Write out the entire listing below exactly as it appears, minus any pictures.

>> Start GIVEN DATA

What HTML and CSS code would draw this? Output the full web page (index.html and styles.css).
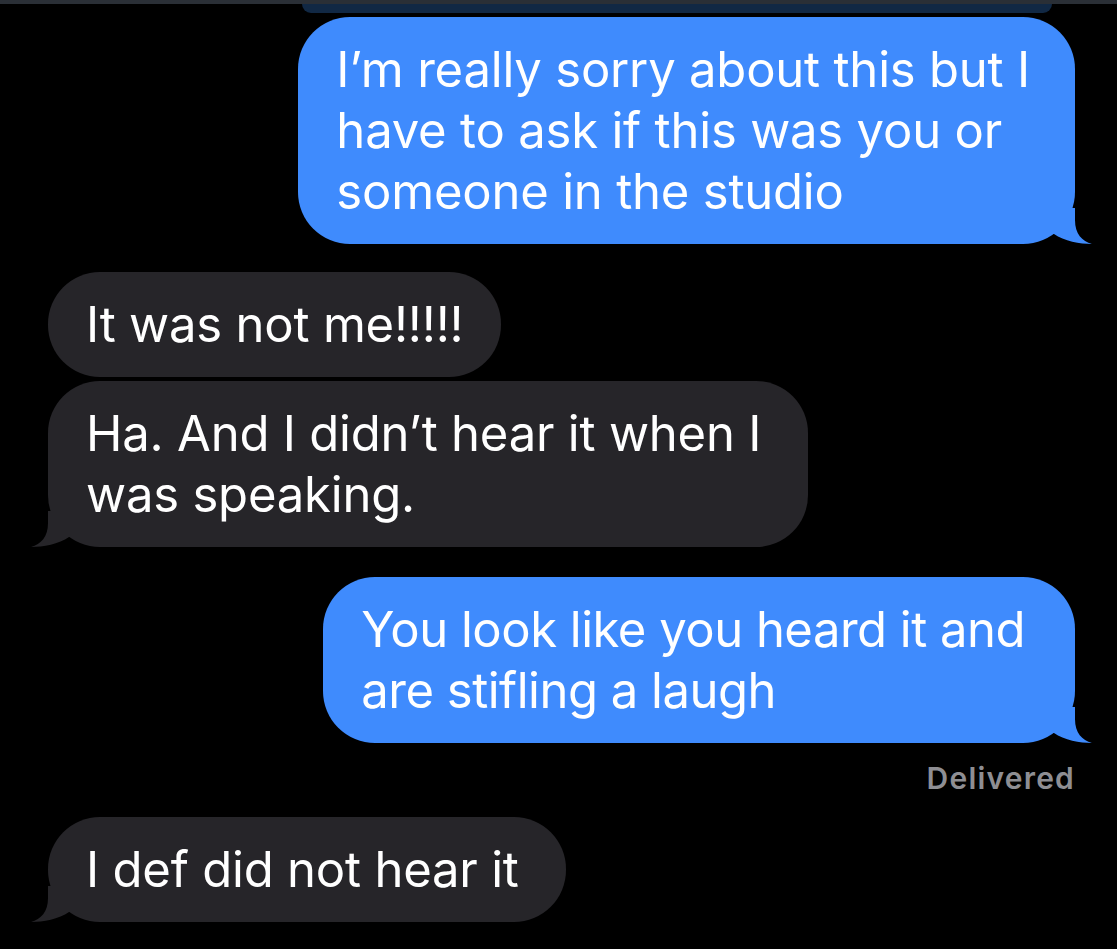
FILE: index.html
```html
<!DOCTYPE html>
<html>
<head>
  <title>Messages</title>
  <link rel="stylesheet" href="styles.css">
</head>
<body>
  <div class="topbar"></div>
  <div class="thread">
    <div class="prev-bubble"></div>

    <div class="bubble sent first">I’m really sorry about this but I<br>have to ask if this was you or<br>someone in the studio</div>

    <div class="bubble received no-tail group-start">It was not me!!!!!</div>
    <div class="bubble received">Ha. And I didn’t hear it when I<br>was speaking.</div>

    <div class="bubble sent narrow group-start">You look like you heard it and<br>are stifling a laugh</div>
    <div class="status">Delivered</div>

    <div class="bubble received last">I def did not hear it</div>
  </div>
</body>
</html>
```

FILE: styles.css
```css
body {
  margin: 0;
  background-color: #000;
  font-family: Inter, "Noto Sans", sans-serif;
  color: #fff;
  height: 949px;
  overflow: hidden;
}

.topbar {
  height: 4px;
  background-color: #2a2f36;
}

.thread {
  display: flex;
  flex-direction: column;
  padding: 0 42px 0 48px;
}

.prev-bubble {
  align-self: flex-end;
  width: 750px;
  height: 9px;
  margin-right: 23px;
  background-color: #112844;
  border-radius: 0 0 40px 40px;
}

.bubble {
  position: relative;
  padding: 22px 38px;
  font-size: 49px;
  line-height: 61px;
  letter-spacing: -0.2px;
  border-radius: 52px;
}

.sent {
  align-self: flex-end;
  background-color: #3f8bfd;
}

.received {
  align-self: flex-start;
  background-color: #262529;
  margin-top: 4px;
  padding-right: 47px;
}

.first {
  margin-top: 4px;
  padding-right: 45px;
}

.group-start {
  margin-top: 28px;
}

.received.no-tail {
  padding-right: 38px;
}

.sent.group-start {
  margin-top: 30px;
  padding-right: 50px;
}

.narrow {
  letter-spacing: -0.5px;
}

.bubble::after {
  content: "";
  position: absolute;
  bottom: 0;
  width: 40px;
  height: 36px;
  clip-path: path("M0,0 L23,0 L23,12 C23,26 30,33 40,36 C28,36 12,33 2,26 L0,26 Z");
}

.sent::after {
  right: -17px;
  background-color: #3f8bfd;
}

.received::after {
  left: -17px;
  background-color: #262529;
  transform: scaleX(-1);
}

.no-tail::after {
  display: none;
}

.status {
  align-self: flex-end;
  margin-top: 18px;
  font-size: 30px;
  font-weight: 600;
  line-height: 34px;
  letter-spacing: 1.2px;
  color: #8e8e93;
}

.last {
  margin-top: 22px;
}
```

>> End GIVEN DATA

* IN RESPONSE
What HTML and CSS code would draw this? Output the full web page (index.html and styles.css).
FILE: index.html
```html
<!DOCTYPE html>
<html>
<head>
  <title>Messages</title>
  <link rel="stylesheet" href="styles.css">
</head>
<body>
  <div class="topbar"></div>
  <div class="thread">
    <div class="prev-bubble"></div>

    <div class="bubble sent first">I’m really sorry about this but I<br>have to ask if this was you or<br>someone in the studio</div>

    <div class="bubble received no-tail group-start">It was not me!!!!!</div>
    <div class="bubble received">Ha. And I didn’t hear it when I<br>was speaking.</div>

    <div class="bubble sent narrow group-start">You look like you heard it and<br>are stifling a laugh</div>
    <div class="status">Delivered</div>

    <div class="bubble received last">I def did not hear it</div>
  </div>
</body>
</html>
```

FILE: styles.css
```css
body {
  margin: 0;
  background-color: #000;
  font-family: Inter, "Noto Sans", sans-serif;
  color: #fff;
  height: 949px;
  overflow: hidden;
}

.topbar {
  height: 4px;
  background-color: #2a2f36;
}

.thread {
  display: flex;
  flex-direction: column;
  padding: 0 42px 0 48px;
}

.prev-bubble {
  align-self: flex-end;
  width: 750px;
  height: 9px;
  margin-right: 23px;
  background-color: #112844;
  border-radius: 0 0 40px 40px;
}

.bubble {
  position: relative;
  padding: 22px 38px;
  font-size: 49px;
  line-height: 61px;
  letter-spacing: -0.2px;
  border-radius: 52px;
}

.sent {
  align-self: flex-end;
  background-color: #3f8bfd;
}

.received {
  align-self: flex-start;
  background-color: #262529;
  margin-top: 4px;
  padding-right: 47px;
}

.first {
  margin-top: 4px;
  padding-right: 45px;
}

.group-start {
  margin-top: 28px;
}

.received.no-tail {
  padding-right: 38px;
}

.sent.group-start {
  margin-top: 30px;
  padding-right: 50px;
}

.narrow {
  letter-spacing: -0.5px;
}

.bubble::after {
  content: "";
  position: absolute;
  bottom: 0;
  width: 40px;
  height: 36px;
  clip-path: path("M0,0 L23,0 L23,12 C23,26 30,33 40,36 C28,36 12,33 2,26 L0,26 Z");
}

.sent::after {
  right: -17px;
  background-color: #3f8bfd;
}

.received::after {
  left: -17px;
  background-color: #262529;
  transform: scaleX(-1);
}

.no-tail::after {
  display: none;
}

.status {
  align-self: flex-end;
  margin-top: 18px;
  font-size: 30px;
  font-weight: 600;
  line-height: 34px;
  letter-spacing: 1.2px;
  color: #8e8e93;
}

.last {
  margin-top: 22px;
}
```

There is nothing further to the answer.